Maybe Scott was just embarrassed using these “primitive” methods of audience manipulation (which is why his film isn’t as effective as drama). Maybe he thought of Moses as a more complex figure, which is a very New Hollywood thing, the kind of thing a Christian Bale is far more likely to embody than a Charlton Heston. The OHS would never allow for a scene like the one where Moses, in hiding, looks on as Rameses hangs Hebrew slaves, promising that more will be hanged unless they give Moses up. It’s impossible imagining this shade of “selfishness” in a character played by Heston, who would have given himself up the minute the first hanging was announced. (The audiences of those times, too, wouldn’t have accepted Heston doing anything else.) But a Bale can get away with this selfishness – and today’s audience recognises that it isn’t selfishness, exactly. He’s just deciding what his next step should be.

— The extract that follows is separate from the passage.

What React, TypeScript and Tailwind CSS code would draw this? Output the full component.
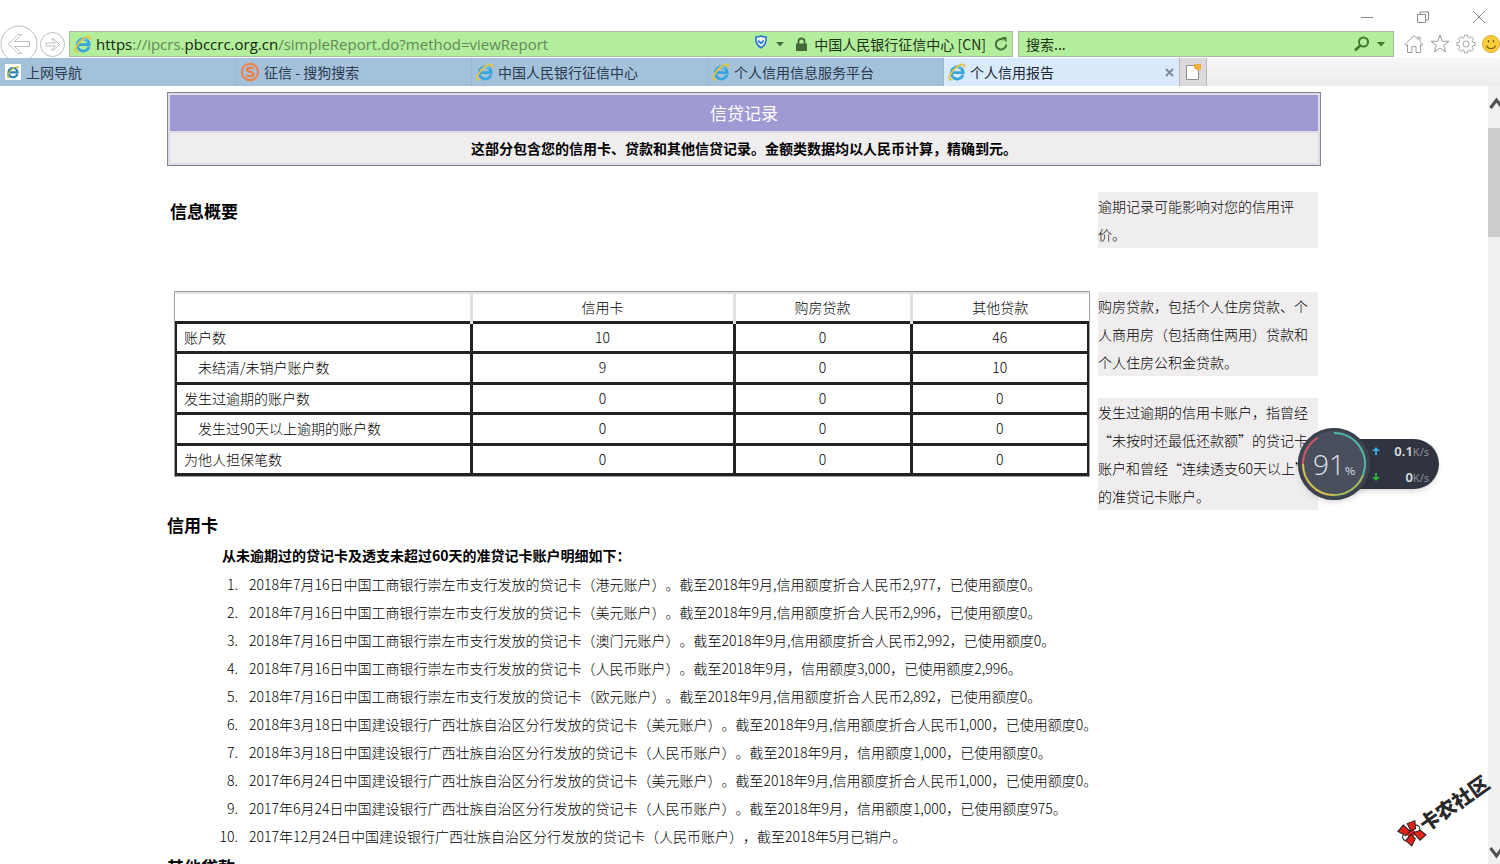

This Moses is often caught in contemplation. He isn’t as certain about his path, about God’s plans for him, as the older Moses was. And unlike the earlier Moses, this one doesn’t instantly renounce his riches when he learns he’s a slave. He... contemplates. Could it be true? What if it is? What does he do then? These questions drive the new Moses. Unlike the Heston-Moses, Bale-Moses is faced with questions even during the exodus. In the mountains, does he go this way or that way? How does he cross the sea? (Heston-Moses, on the other hand, was so sure about what to do. He raised his staff and parted the sea, as if enacting a well-rehearsed script.) The relationship of Bale-Moses with God is even more fascinating. We get hints of him being a madman-prophet, seeing illusions where others see him talking to thin air. So does God, as Bale-Moses “sees” him, really exist or is he a figment of the imagination, like how Gandhi appeared in Munna Bhai’s mind? Had DeMille posed this question in the script discussion room, the Old Hollywood studio executives might have staged their own exodus.